Adjusting slow weights step size:

>>> # Smaller alpha for more conservative slow weight updates
>>> base_opt = optax.adam(learning_rate=0.001)
>>> optimizer = braintools.optim.Lookahead(
...     base_optimizer=base_opt,
...     sync_period=5,
...     alpha=0.3  # More conservative than default 0.5
... )
>>> optimizer.register_trainable_weights(model.states(brainstate.ParamState))

With learning rate scheduler:

>>> # Combine with scheduler for dynamic learning rate
>>> scheduler = braintools.optim.ExponentialLR(base_lr=0.1, gamma=0.95)
>>> base_opt = optax.sgd(learning_rate=0.1)
>>> optimizer = braintools.optim.Lookahead(
...     base_optimizer=base_opt,
...     lr=scheduler,
...     sync_period=5,
...     alpha=0.5
... )
>>> optimizer.register_trainable_weights(model.states(brainstate.ParamState))

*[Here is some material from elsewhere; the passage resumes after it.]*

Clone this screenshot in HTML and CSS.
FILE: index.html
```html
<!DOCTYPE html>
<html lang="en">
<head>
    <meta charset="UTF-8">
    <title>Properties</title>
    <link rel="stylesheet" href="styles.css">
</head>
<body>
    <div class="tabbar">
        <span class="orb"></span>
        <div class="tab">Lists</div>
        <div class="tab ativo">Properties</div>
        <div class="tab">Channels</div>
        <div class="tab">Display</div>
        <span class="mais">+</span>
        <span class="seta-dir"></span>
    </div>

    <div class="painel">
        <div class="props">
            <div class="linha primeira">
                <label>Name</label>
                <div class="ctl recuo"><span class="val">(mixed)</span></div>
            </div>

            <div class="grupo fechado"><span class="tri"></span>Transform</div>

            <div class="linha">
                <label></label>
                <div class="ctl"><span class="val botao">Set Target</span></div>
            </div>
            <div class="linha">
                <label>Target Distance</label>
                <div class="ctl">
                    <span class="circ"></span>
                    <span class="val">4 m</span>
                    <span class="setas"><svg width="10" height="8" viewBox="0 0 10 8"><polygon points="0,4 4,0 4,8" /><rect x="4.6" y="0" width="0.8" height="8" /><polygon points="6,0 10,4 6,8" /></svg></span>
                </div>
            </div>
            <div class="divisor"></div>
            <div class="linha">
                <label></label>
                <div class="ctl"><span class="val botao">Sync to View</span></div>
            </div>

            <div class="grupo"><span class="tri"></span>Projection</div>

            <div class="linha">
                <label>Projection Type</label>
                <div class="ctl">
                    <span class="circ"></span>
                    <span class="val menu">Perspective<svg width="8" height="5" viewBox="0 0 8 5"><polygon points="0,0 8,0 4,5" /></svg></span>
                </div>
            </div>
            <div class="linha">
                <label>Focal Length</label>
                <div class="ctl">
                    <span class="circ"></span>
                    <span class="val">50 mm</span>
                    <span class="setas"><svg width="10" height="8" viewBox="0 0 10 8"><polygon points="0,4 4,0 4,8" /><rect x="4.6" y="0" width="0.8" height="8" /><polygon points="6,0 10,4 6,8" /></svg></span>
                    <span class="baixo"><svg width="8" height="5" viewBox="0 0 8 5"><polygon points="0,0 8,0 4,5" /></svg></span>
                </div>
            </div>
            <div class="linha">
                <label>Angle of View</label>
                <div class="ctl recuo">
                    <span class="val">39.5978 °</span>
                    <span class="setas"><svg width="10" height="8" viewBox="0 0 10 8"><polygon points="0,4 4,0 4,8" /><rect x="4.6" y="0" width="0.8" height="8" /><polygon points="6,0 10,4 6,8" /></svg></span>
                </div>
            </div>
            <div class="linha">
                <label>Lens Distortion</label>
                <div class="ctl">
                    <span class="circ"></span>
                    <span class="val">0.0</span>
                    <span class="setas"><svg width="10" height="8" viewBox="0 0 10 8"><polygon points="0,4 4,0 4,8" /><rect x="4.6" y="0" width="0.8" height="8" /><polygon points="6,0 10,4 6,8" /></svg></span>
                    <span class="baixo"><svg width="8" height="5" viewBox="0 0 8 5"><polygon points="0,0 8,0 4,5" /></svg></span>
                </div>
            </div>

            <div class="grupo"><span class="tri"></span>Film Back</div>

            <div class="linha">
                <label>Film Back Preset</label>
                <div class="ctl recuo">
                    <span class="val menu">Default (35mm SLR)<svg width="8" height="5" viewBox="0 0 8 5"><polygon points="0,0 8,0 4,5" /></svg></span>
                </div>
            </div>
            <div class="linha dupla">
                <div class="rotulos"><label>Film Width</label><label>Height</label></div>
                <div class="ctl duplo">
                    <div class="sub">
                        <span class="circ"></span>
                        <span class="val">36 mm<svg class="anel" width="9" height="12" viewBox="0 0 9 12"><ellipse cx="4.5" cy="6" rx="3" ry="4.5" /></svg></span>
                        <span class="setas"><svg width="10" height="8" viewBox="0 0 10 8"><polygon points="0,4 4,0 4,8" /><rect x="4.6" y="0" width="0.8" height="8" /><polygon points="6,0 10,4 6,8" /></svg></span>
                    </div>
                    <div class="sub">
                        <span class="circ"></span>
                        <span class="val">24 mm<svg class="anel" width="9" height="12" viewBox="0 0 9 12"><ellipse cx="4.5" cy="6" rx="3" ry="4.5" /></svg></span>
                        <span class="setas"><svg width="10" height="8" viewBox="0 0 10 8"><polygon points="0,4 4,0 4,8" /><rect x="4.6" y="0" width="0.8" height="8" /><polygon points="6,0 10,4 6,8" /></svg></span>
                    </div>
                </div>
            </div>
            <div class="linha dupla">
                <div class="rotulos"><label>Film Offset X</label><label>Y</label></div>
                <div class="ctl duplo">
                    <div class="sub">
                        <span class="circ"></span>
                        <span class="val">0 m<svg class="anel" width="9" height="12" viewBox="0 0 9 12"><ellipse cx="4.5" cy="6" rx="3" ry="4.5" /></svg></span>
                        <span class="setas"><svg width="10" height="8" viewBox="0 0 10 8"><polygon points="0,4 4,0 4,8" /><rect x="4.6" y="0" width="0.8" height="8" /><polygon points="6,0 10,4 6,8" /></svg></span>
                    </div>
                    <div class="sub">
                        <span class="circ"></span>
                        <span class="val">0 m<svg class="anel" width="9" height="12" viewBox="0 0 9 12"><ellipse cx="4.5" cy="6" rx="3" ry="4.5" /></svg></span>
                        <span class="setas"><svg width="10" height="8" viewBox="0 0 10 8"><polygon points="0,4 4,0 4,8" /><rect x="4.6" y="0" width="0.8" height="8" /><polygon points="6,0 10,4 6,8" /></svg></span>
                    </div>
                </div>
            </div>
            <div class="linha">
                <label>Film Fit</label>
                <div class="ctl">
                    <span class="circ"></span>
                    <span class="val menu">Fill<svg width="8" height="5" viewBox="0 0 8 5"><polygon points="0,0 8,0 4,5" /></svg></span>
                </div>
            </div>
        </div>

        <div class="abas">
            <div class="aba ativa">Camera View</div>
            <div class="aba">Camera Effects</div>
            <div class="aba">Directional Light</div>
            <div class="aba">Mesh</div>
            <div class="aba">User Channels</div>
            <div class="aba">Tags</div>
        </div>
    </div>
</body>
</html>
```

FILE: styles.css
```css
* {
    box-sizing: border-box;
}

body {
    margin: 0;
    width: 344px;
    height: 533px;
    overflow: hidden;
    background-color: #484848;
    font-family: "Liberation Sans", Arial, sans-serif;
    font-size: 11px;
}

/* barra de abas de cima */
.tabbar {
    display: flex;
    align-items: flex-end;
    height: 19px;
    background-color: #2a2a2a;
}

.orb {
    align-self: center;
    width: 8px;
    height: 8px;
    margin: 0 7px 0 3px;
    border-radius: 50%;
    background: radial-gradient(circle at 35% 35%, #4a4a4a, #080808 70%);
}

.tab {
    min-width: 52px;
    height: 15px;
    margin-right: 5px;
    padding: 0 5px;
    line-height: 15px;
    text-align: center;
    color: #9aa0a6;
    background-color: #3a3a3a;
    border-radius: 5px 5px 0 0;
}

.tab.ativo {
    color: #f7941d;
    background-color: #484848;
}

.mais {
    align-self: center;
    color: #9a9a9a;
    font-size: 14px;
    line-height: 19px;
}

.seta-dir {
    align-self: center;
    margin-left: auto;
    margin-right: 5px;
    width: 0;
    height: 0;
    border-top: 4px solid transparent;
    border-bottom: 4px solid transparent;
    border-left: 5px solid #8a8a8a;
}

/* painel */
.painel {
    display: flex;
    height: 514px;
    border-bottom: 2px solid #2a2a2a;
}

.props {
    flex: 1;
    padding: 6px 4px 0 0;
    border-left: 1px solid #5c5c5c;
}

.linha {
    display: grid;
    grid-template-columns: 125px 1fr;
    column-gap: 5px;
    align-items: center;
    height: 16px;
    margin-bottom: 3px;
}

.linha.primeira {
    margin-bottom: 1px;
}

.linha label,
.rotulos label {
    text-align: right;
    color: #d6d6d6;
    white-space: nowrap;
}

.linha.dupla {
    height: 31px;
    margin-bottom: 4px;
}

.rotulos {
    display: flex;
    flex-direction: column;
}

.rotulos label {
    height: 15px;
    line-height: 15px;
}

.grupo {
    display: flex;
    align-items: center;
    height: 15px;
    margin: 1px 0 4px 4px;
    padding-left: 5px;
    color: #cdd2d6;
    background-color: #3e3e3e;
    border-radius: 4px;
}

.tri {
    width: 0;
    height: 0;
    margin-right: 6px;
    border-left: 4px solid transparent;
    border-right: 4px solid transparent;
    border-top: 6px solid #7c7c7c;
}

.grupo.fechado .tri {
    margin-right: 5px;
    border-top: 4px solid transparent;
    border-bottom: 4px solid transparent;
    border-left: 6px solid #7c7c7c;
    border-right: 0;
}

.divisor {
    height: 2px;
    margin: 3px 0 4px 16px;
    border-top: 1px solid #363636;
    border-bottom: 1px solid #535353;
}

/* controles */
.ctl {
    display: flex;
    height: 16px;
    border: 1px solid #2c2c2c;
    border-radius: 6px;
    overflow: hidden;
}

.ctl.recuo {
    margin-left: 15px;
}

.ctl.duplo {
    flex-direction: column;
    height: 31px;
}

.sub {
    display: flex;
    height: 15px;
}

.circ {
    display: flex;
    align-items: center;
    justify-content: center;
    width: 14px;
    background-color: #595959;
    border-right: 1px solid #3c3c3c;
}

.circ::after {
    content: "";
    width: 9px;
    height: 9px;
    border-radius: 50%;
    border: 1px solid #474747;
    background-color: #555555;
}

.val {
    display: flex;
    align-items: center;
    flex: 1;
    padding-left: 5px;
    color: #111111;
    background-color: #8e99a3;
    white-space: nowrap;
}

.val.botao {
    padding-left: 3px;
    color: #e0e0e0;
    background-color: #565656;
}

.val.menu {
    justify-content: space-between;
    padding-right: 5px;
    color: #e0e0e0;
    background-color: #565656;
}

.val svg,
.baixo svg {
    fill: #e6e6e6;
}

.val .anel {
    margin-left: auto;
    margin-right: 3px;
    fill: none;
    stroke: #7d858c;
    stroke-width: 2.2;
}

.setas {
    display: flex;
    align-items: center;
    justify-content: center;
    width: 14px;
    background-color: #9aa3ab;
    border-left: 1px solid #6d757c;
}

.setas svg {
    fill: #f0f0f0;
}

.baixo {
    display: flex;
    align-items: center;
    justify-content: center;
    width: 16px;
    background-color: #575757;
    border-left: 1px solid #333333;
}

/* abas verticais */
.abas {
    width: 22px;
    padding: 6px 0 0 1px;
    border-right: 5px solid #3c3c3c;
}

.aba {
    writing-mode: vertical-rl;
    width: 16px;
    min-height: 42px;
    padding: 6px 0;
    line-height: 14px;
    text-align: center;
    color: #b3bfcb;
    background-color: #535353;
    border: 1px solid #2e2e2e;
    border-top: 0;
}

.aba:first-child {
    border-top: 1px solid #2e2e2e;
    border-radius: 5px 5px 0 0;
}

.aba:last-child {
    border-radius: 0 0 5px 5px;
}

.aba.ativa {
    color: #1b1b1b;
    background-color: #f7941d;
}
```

Complete training example:

>>> import jax.numpy as jnp
>>>
>>> # Setup
>>> model = brainstate.nn.Sequential(
...     brainstate.nn.Linear(784, 128),
...     brainstate.nn.ReLU(),
...     brainstate.nn.Linear(128, 10)
... )
>>>
>>> # Lookahead with SGD + momentum
>>> base_opt = optax.sgd(learning_rate=0.1, momentum=0.9)
>>> optimizer = braintools.optim.Lookahead(
...     base_optimizer=base_opt,
...     sync_period=5,
...     alpha=0.5
... )
>>> optimizer.register_trainable_weights(model.states(brainstate.ParamState))
>>>
>>> # Training loop
>>> for epoch in range(10):
...     for batch_x, batch_y in data_loader:
...         def loss_fn():
...             logits = model(batch_x)
...             return jnp.mean(
...                 braintools.metric.softmax_cross_entropy(logits, batch_y)
...             )
...
...         grads = brainstate.transform.grad(loss_fn, model.states(brainstate.ParamState))()
...         optimizer.update(grads)

See also

SGD

Stochastic gradient descent base optimizer

Adam

Adaptive moment estimation base optimizer

RAdam

Rectified Adam (works well with Lookahead)

default_tx()[source]#

Create default gradient transformation with clipping and weight decay.